- TASK BRIEF:
Across the entries below, count the lines in which the word "React" occurs. Reply with the count alone.

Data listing

····················

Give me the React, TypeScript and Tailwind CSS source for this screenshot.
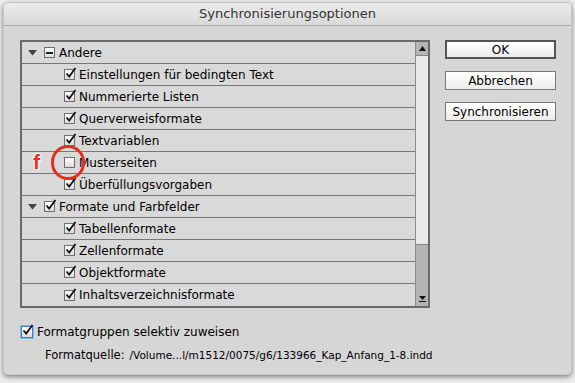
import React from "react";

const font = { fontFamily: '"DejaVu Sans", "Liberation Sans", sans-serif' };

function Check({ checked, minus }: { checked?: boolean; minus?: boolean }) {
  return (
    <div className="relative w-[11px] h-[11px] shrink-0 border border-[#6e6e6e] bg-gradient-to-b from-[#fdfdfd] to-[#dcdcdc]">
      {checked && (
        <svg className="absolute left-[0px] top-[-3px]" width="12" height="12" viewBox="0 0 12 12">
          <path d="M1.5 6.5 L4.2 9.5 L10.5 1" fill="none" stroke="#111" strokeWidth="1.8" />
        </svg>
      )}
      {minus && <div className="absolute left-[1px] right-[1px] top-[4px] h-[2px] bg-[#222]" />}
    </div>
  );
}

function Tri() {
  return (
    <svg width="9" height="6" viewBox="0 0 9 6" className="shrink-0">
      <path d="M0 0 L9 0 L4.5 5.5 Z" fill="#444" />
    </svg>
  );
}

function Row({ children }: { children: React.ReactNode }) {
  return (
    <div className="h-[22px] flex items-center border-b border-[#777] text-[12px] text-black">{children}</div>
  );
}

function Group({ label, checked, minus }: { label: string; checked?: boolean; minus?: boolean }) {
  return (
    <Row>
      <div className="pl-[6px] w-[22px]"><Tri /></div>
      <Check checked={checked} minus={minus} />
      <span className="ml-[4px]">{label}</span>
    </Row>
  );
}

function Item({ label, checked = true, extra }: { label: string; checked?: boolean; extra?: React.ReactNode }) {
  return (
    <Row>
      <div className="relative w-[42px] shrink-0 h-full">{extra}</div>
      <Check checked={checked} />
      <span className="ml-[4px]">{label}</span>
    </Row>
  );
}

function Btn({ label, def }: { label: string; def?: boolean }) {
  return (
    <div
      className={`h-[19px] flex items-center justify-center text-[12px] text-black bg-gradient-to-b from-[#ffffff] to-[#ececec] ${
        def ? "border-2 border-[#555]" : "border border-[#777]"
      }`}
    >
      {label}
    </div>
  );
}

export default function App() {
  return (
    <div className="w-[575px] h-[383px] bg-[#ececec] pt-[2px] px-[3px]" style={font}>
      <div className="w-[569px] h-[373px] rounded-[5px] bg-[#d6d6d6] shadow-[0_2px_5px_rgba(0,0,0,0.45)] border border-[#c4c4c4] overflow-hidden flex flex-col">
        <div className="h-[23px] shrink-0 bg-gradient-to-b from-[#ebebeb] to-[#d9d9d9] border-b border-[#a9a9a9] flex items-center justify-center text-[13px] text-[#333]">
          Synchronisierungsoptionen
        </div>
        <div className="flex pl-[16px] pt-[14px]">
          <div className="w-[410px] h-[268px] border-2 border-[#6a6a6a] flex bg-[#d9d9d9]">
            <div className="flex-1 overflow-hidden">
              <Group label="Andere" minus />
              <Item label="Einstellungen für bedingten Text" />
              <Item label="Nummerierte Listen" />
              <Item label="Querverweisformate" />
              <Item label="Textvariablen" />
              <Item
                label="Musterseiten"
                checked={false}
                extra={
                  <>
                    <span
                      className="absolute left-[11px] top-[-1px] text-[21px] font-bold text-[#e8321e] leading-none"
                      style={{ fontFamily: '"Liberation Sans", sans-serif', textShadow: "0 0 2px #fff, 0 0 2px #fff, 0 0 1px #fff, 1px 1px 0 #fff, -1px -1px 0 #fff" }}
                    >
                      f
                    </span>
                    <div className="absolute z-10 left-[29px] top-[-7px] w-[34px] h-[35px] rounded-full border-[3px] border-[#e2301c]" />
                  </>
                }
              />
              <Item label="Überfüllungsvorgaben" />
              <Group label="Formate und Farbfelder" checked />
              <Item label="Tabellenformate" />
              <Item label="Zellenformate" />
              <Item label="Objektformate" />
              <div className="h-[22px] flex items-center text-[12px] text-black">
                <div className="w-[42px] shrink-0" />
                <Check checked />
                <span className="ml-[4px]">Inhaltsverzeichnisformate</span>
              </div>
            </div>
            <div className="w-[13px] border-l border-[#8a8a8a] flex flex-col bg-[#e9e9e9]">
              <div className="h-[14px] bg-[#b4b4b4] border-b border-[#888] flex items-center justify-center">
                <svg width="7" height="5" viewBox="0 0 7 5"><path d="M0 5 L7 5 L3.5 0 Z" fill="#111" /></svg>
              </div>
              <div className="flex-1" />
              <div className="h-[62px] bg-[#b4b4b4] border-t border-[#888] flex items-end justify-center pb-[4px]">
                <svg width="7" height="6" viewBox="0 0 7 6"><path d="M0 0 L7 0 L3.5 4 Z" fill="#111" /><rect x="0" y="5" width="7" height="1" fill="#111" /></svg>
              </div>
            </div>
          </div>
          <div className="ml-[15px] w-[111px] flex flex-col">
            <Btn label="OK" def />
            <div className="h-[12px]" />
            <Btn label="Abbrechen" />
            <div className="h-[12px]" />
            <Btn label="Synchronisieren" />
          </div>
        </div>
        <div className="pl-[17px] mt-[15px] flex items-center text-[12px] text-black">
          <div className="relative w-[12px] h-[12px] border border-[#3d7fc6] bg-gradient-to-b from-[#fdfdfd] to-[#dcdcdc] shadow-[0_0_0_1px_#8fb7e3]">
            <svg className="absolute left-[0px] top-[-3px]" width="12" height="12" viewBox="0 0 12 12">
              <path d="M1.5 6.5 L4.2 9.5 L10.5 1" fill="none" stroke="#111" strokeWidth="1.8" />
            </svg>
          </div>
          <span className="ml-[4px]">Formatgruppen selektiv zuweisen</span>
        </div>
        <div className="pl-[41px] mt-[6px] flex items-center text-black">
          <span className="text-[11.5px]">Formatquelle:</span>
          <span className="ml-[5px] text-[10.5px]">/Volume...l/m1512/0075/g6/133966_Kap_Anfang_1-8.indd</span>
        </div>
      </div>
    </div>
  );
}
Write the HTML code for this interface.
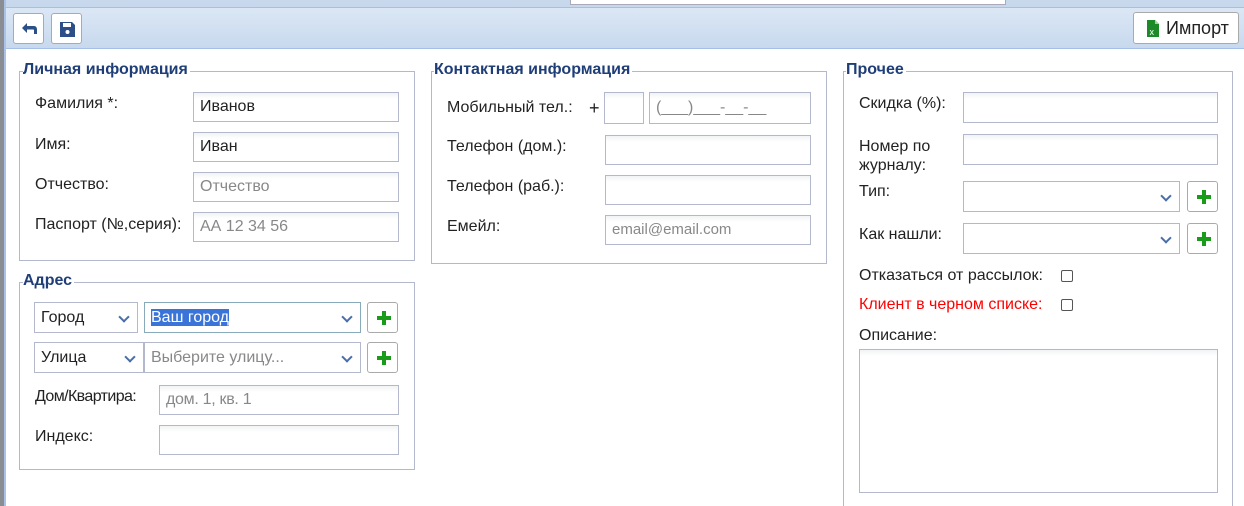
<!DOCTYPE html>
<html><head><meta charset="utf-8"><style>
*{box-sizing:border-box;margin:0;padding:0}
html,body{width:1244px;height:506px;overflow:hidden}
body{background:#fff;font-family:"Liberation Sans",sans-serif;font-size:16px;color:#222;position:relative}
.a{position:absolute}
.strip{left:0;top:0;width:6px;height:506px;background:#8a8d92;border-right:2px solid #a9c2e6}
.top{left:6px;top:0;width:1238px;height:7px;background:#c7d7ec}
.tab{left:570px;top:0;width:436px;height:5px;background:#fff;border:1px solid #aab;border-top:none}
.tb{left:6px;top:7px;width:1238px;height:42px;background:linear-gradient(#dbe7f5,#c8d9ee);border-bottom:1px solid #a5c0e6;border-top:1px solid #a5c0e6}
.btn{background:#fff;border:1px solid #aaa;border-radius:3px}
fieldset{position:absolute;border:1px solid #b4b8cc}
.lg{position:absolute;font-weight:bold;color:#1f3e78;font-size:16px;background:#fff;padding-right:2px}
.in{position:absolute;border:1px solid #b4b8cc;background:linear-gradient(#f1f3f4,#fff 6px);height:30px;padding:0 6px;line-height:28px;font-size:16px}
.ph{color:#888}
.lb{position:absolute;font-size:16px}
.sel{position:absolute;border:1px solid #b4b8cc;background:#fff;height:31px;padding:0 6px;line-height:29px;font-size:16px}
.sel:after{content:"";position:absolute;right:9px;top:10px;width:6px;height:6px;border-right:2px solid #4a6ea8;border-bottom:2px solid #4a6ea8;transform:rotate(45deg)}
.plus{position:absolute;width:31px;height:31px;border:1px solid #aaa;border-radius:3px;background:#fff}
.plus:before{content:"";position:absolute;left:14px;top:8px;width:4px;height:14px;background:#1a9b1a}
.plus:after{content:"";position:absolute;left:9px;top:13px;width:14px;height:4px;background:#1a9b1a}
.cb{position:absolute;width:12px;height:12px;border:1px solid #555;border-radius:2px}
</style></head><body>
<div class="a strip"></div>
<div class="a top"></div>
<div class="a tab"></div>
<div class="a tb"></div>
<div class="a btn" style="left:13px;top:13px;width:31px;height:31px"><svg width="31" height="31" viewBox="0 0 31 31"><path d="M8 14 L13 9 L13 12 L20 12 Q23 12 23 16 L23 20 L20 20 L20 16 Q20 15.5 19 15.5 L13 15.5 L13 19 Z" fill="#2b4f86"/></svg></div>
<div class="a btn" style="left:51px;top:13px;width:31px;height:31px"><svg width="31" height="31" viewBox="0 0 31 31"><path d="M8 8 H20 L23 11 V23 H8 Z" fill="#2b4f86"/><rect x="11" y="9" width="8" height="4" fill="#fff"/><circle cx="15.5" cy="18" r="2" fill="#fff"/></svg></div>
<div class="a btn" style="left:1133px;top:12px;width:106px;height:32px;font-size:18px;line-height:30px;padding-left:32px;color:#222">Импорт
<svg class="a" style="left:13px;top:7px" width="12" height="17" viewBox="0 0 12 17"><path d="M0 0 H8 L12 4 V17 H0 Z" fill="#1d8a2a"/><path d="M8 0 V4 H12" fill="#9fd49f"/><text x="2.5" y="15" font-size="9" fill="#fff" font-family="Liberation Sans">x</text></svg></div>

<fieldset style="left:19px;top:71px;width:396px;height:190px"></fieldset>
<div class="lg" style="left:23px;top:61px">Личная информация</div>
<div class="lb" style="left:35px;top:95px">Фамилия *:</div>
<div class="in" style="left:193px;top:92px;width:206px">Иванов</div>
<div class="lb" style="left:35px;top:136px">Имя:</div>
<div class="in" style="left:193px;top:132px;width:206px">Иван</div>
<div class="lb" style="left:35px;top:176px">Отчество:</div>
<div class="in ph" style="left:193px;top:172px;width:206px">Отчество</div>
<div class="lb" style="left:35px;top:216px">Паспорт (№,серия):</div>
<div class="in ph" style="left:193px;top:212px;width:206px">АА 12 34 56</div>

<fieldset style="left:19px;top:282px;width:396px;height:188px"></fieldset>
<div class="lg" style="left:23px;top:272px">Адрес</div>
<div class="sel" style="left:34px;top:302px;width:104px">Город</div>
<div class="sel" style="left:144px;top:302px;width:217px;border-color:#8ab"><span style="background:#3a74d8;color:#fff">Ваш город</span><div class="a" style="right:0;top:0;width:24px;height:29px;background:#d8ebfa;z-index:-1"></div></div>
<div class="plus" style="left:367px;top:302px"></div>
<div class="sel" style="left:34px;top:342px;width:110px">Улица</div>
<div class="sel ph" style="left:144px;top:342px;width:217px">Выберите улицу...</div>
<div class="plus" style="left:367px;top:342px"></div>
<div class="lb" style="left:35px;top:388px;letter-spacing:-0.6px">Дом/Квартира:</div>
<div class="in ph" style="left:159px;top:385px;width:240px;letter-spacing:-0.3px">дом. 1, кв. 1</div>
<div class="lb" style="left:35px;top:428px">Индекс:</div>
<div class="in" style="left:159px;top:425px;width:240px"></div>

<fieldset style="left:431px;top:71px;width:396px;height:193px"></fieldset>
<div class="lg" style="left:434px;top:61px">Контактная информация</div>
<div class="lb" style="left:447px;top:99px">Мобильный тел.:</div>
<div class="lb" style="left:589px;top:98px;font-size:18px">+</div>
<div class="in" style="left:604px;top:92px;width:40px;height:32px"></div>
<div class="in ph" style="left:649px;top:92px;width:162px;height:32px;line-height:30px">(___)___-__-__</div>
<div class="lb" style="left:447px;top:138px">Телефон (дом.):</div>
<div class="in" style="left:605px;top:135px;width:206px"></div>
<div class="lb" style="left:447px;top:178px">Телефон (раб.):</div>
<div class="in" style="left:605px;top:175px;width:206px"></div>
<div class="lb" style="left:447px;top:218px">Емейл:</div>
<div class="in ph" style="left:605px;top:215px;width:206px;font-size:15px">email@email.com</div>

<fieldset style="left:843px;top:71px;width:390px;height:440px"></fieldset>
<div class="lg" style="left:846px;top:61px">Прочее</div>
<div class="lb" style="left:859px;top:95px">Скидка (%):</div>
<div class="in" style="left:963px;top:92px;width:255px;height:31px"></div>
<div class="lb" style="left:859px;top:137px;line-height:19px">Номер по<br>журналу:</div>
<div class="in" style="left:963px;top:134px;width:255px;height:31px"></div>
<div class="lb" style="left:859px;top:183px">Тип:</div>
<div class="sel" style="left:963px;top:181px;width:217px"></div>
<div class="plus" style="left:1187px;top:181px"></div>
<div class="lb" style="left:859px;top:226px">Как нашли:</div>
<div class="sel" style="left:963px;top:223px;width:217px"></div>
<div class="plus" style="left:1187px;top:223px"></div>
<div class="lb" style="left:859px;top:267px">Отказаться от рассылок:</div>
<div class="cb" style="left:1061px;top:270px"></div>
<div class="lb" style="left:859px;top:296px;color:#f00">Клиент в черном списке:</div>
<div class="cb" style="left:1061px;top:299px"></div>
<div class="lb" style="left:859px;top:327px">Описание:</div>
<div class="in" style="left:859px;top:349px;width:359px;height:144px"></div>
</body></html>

····················

- SOLUTION TO THIS EXERCISE:
4